Example documentation:

// http.request.duration measures the time taken to process HTTP requests.
// Unit: milliseconds
// Attributes:
//   - method: HTTP method (GET, POST, etc.)
//   - path: Request path
//   - status_code: HTTP status code
// Update frequency: Per request
// Retention: 30 days
requestDuration, _ := meter.Float64Histogram(
    "http.request.duration",
    metric.WithDescription("Time taken to process HTTP requests"),
    metric.WithUnit("ms"))

Learn More

For more detailed information about metrics:

These resources provide deeper insights into metric implementation and best practices.

Choosing Attributes

Attributes provide context to your metrics, making them more useful for analysis. However, choosing the right attributes requires careful consideration to avoid performance issues and maintain data quality.

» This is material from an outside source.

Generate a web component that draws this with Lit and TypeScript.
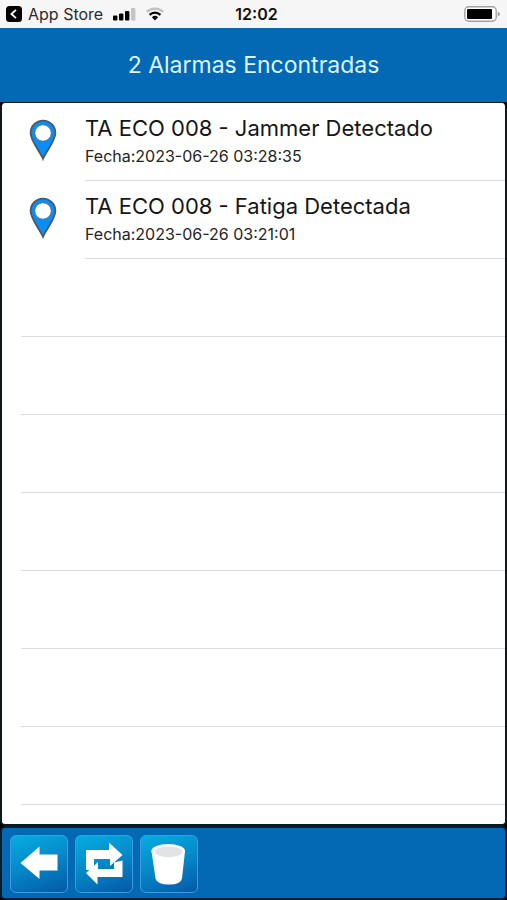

Good attributes to include:

  • High cardinality: customer_type, order_status, error_code These attributes have a limited set of possible values and provide meaningful grouping.
  • Business relevant: subscription_tier, payment_method These help correlate metrics with business outcomes.
  • Technical grouping: region, datacenter, instance_type These enable operational analysis and troubleshooting.

Attributes to avoid:

  • Unique IDs: Don’t use user_id, order_id (use these in traces instead) These create too many unique time series and can overwhelm your metrics storage.
  • Timestamps: Metrics already have timestamps Adding timestamp attributes is redundant and wastes storage.
  • Sensitive data: Never include PII or secrets Metrics are often widely accessible in an organization.